***** DATASET CONTENT *****
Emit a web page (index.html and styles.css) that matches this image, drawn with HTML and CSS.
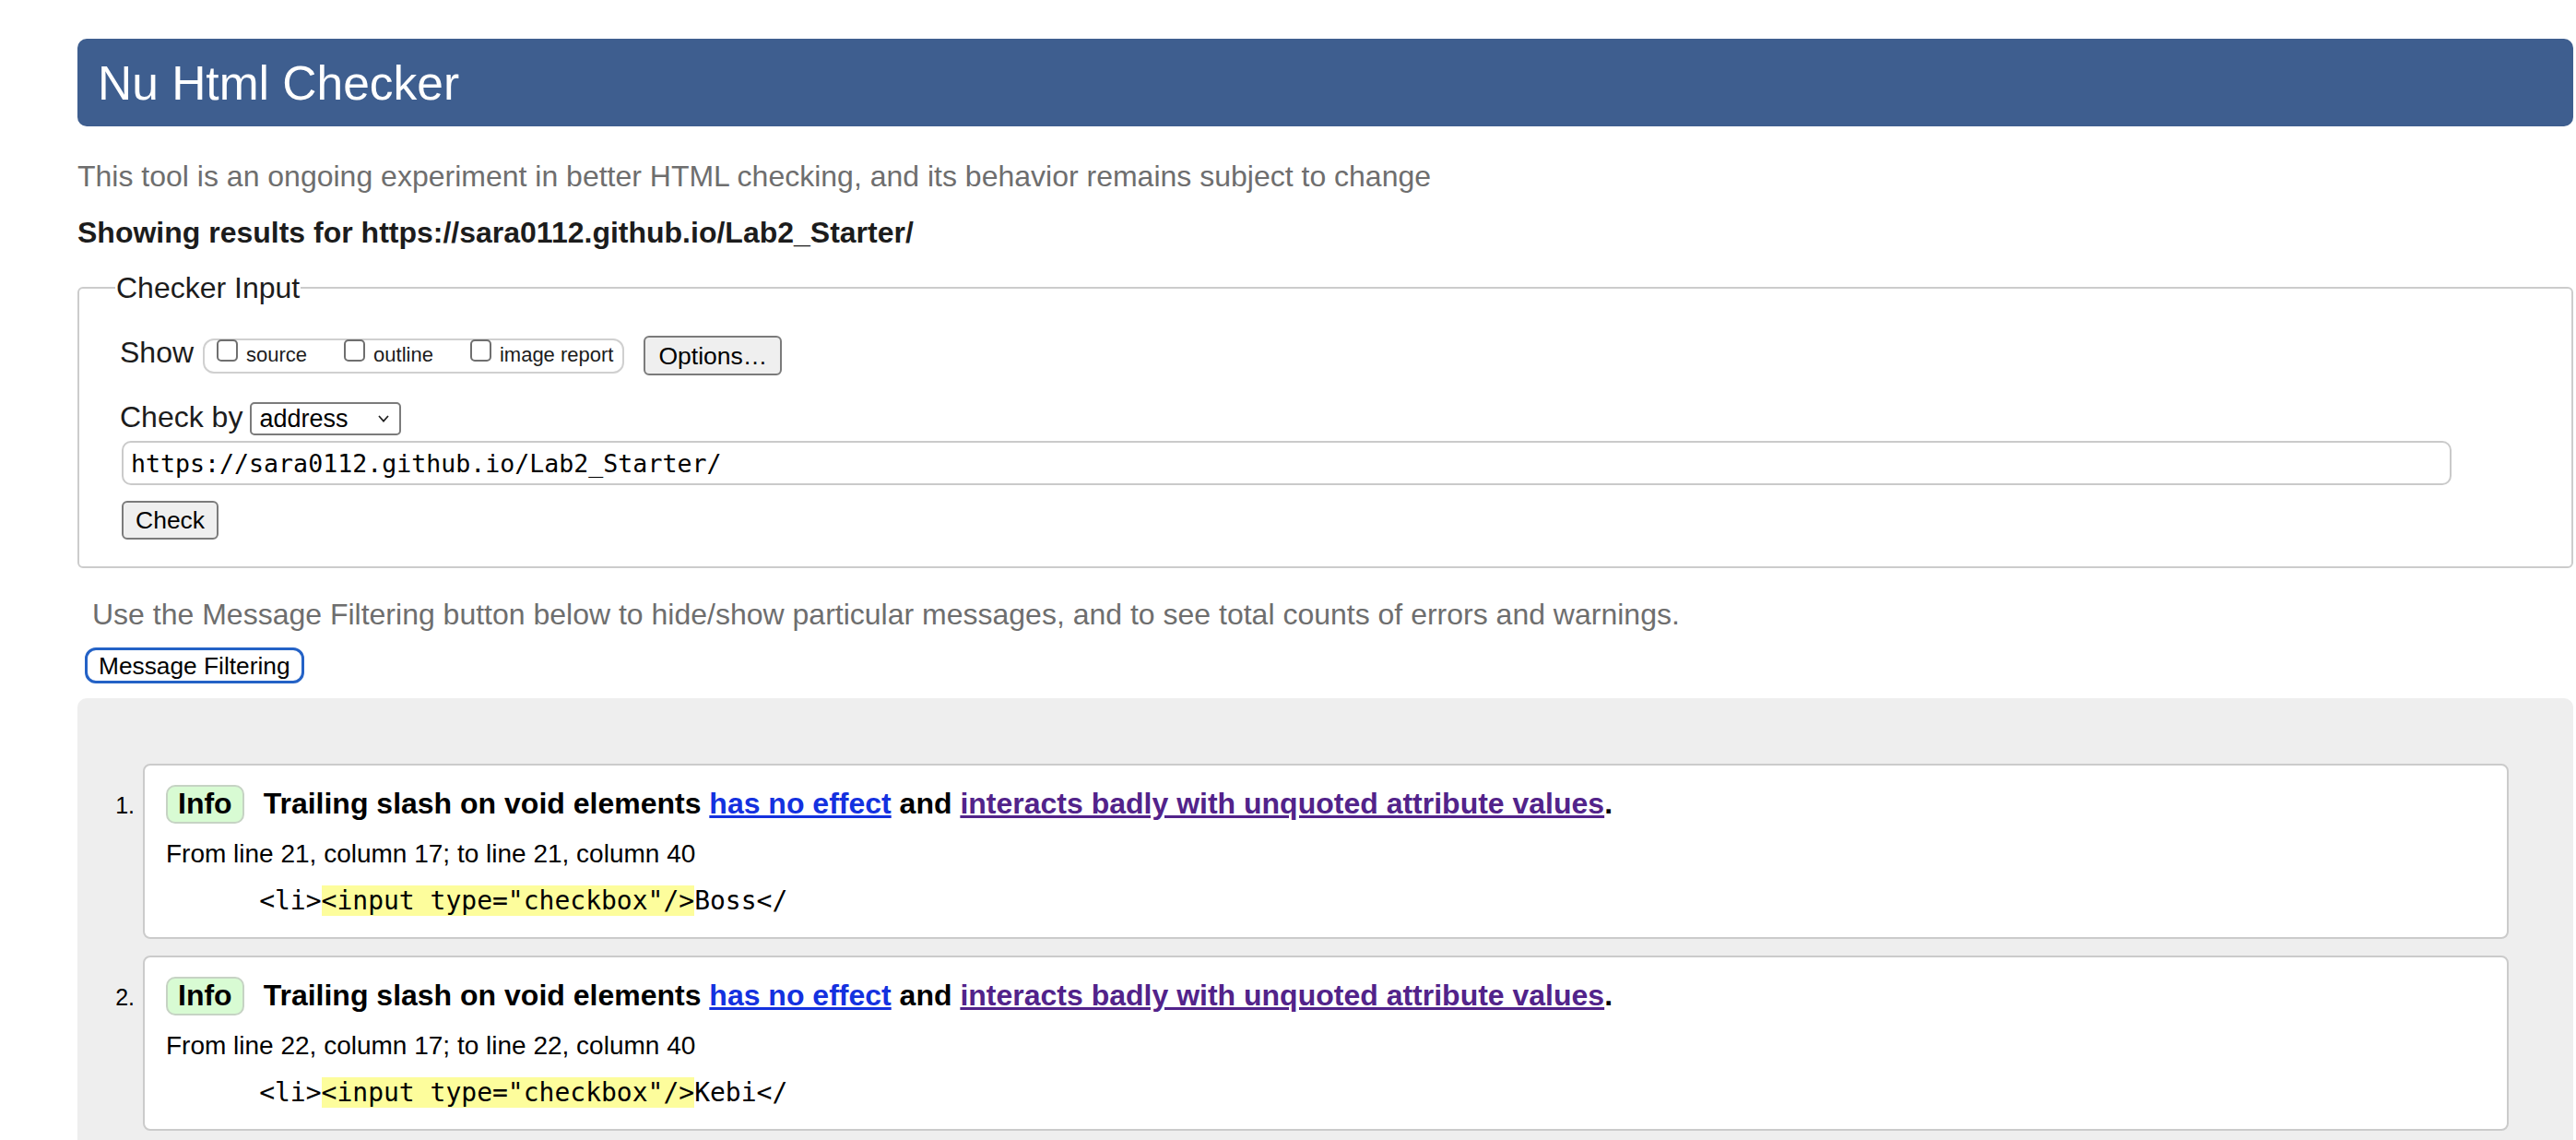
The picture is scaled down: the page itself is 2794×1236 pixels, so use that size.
FILE: index.html
```html
<!DOCTYPE html>
<html lang="en">
<head>
<meta charset="utf-8">
<title>Nu Html Checker</title>
<link rel="stylesheet" href="styles.css">
</head>
<body>
<h1 class="masthead">Nu Html Checker</h1>
<p class="intro">This tool is an ongoing experiment in better HTML checking, and its behavior remains subject to change</p>
<p class="showing">Showing results for https://sara0112.github.io/Lab2_Starter/</p>
<form class="checker">
  <fieldset class="checker-input">
    <legend class="checker-legend">Checker Input</legend>
    <div class="row row-show">
      <span class="row-label">Show</span>
      <span class="show-group">
        <label class="opt"><input type="checkbox" class="cb"><span class="opt-text">source</span></label>
        <label class="opt"><input type="checkbox" class="cb"><span class="opt-text">outline</span></label>
        <label class="opt"><input type="checkbox" class="cb"><span class="opt-text">image report</span></label>
      </span>
      <button type="button" class="btn btn-options">Options…</button>
    </div>
    <div class="row row-by">
      <span class="row-label">Check by</span>
      <span class="select">
        <span class="select-value">address</span>
        <svg class="chev" width="12" height="8" viewBox="0 0 12 8"><polyline points="1,1 6,6.6 11,1" fill="none" stroke="#222" stroke-width="1.7"/></svg>
      </span>
    </div>
    <div class="row row-url">
      <input class="url" type="text" value="https://sara0112.github.io/Lab2_Starter/">
    </div>
    <div class="row row-check">
      <button type="button" class="btn btn-check">Check</button>
    </div>
  </fieldset>
</form>
<p class="hint">Use the Message Filtering button below to hide/show particular messages, and to see total counts of errors and warnings.</p>
<button type="button" class="filter-btn">Message Filtering</button>
<section class="results">
  <ol class="messages">
    <li class="msg">
      <div class="card">
        <p class="msg-head"><span class="badge">Info</span><span class="msg-text">Trailing slash on void elements <a class="lnk" href="#">has no effect</a> and <a class="lnk visited" href="#">interacts badly with unquoted attribute values</a>.</span></p>
        <p class="loc">From line 21, column 17; to line 21, column 40</p>
        <pre class="extract">      &lt;li&gt;<mark class="hl">&lt;input type="checkbox"/&gt;</mark>Boss&lt;/</pre>
      </div>
    </li>
    <li class="msg">
      <div class="card">
        <p class="msg-head"><span class="badge">Info</span><span class="msg-text">Trailing slash on void elements <a class="lnk" href="#">has no effect</a> and <a class="lnk visited" href="#">interacts badly with unquoted attribute values</a>.</span></p>
        <p class="loc">From line 22, column 17; to line 22, column 40</p>
        <pre class="extract">      &lt;li&gt;<mark class="hl">&lt;input type="checkbox"/&gt;</mark>Kebi&lt;/</pre>
      </div>
    </li>
  </ol>
</section>
</body>
</html>
```

FILE: styles.css
```css
*, *::before, *::after { box-sizing: border-box; }

html { background: #fff; }

body {
  margin: 0;
  padding: 42px 3px 60px 84px;
  font-family: "Liberation Sans", Arial, Helvetica, sans-serif;
  color: #1c1c1c;
  background: #fff;
}

.masthead {
  margin: 0;
  height: 95px;
  display: flex;
  align-items: center;
  padding: 0 22px;
  background: #3e5e8f;
  color: #fff;
  border-radius: 10px;
  font-size: 51.5px;
  font-weight: normal;
  line-height: 58px;
}

.intro {
  margin: 36px 0 0;
  font-size: 32px;
  line-height: 36px;
  color: #6e6e6e;
}

.showing {
  margin: 25px 0 0;
  font-size: 32px;
  line-height: 36px;
  font-weight: bold;
  color: #1c1c1c;
}

.checker { margin: 24px 0 0; }

.checker-input {
  margin: 0;
  padding: 34px 44px 29px 44px;
  border: 2px solid #cccccc;
  border-radius: 6px;
  min-width: 0;
}

.checker-legend {
  margin-left: -5px;
  padding: 0 1px;
  font-size: 32px;
  line-height: 36px;
  color: #1c1c1c;
}

.row {
  display: flex;
  align-items: flex-start;
}

.row-label {
  font-size: 32px;
  line-height: 36px;
  color: #1c1c1c;
}

.show-group {
  display: flex;
  align-items: flex-start;
  margin: 3px 0 0 10px;
  height: 38px;
  padding: 0 10px 0 13px;
  border: 2px solid #d0d0d0;
  border-radius: 12px;
}

.opt {
  display: flex;
  align-items: flex-start;
}

.opt + .opt { margin-left: 40px; }

.cb {
  -webkit-appearance: none;
  appearance: none;
  margin: -1px 0 0;
  width: 23px;
  height: 24px;
  border: 2px solid #6f6f6f;
  border-radius: 5px;
  background: #fff;
}

.opt-text {
  margin: 3px 0 0 9px;
  font-size: 22px;
  line-height: 26px;
  color: #1c1c1c;
}

.btn {
  font-family: "Liberation Sans", Arial, Helvetica, sans-serif;
  font-size: 26.5px;
  color: #000;
  background: #efefef;
  border: 2px solid #7b7b7b;
  border-radius: 6px;
  padding: 0 13px;
  line-height: 30px;
}

.btn-options {
  margin-left: 21px;
  height: 43px;
  padding: 0 14px;
}

.row-by { margin-top: 27px; }

.select {
  display: flex;
  align-items: center;
  justify-content: space-between;
  margin: 2px 0 0 8px;
  width: 164px;
  height: 36px;
  padding: 0 11px 0 8px;
  border: 2px solid #7b7b7b;
  border-radius: 5px;
  background: #fff;
}

.select-value {
  font-size: 27px;
  line-height: 30px;
  color: #000;
}

.chev { display: block; }

.row-url { margin-top: 6px; }

.url {
  margin: 0 0 0 2px;
  width: calc(100% - 88px);
  height: 48px;
  padding: 0 8px;
  border: 2px solid #cacaca;
  border-radius: 10px;
  font-family: "DejaVu Sans Mono", "Liberation Mono", monospace;
  font-size: 26.6px;
  color: #000;
  background: #fff;
  outline: none;
}

.row-check { margin-top: 17px; }

.btn-check {
  margin-left: 2px;
  height: 42px;
}

.hint {
  margin: 32px 0 0;
  padding-left: 16px;
  font-size: 32px;
  line-height: 36px;
  color: #6e6e6e;
}

.filter-btn {
  display: block;
  margin: 18px 0 0 8px;
  height: 39px;
  padding: 0 12px;
  border: 3px solid #2462c6;
  border-radius: 12px;
  background: #fff;
  color: #000;
  font-family: "Liberation Sans", Arial, Helvetica, sans-serif;
  font-size: 26.3px;
  line-height: 30px;
}

.results {
  margin-top: 16px;
  padding: 71px 70px 80px 40px;
  background: #eeeeee;
  border-radius: 10px;
}

.messages {
  margin: 0;
  padding: 0;
  list-style: none;
  counter-reset: msg;
}

.msg {
  display: flex;
  align-items: flex-start;
  counter-increment: msg;
}

.msg + .msg { margin-top: 18px; }

.msg::before {
  content: counter(msg) ".";
  flex: none;
  width: 31px;
  padding-right: 9px;
  margin-top: 30px;
  text-align: right;
  font-size: 25px;
  line-height: 30px;
  color: #000;
}

.card {
  flex: 1;
  min-width: 0;
  padding: 21px 23px 23px;
  background: #fff;
  border: 2px solid #cbcbcb;
  border-radius: 8px;
}

.msg-head {
  display: flex;
  align-items: baseline;
  margin: 0;
}

.badge {
  flex: none;
  padding: 0 11px 2px;
  font-size: 32px;
  line-height: 36px;
  font-weight: bold;
  color: #000;
  background: #d8fbd3;
  border: 2px solid #c6d3c4;
  border-radius: 10px;
}

.msg-text {
  margin-left: 21px;
  font-size: 32px;
  line-height: 36px;
  font-weight: bold;
  color: #000;
}

.lnk { color: #1431df; }

.lnk.visited { color: #52238a; }

.loc {
  margin: 17px 0 0;
  font-size: 28px;
  line-height: 32px;
  color: #000;
}

.extract {
  margin: 18px 0 0;
  font-family: "DejaVu Sans Mono", "Liberation Mono", monospace;
  font-size: 28px;
  color: #000;
  white-space: pre;
}

.hl {
  background: #fdfd9c;
  color: #000;
}
```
*****
▸ **TASK DETAILS**
Identify and copy lines that hold the string "image".

▸ **SOLUTION TO THIS PROBLEM**
Emit a web page (index.html and styles.css) that matches this image, drawn with HTML and CSS.
        <label class="opt"><input type="checkbox" class="cb"><span class="opt-text">image report</span></label>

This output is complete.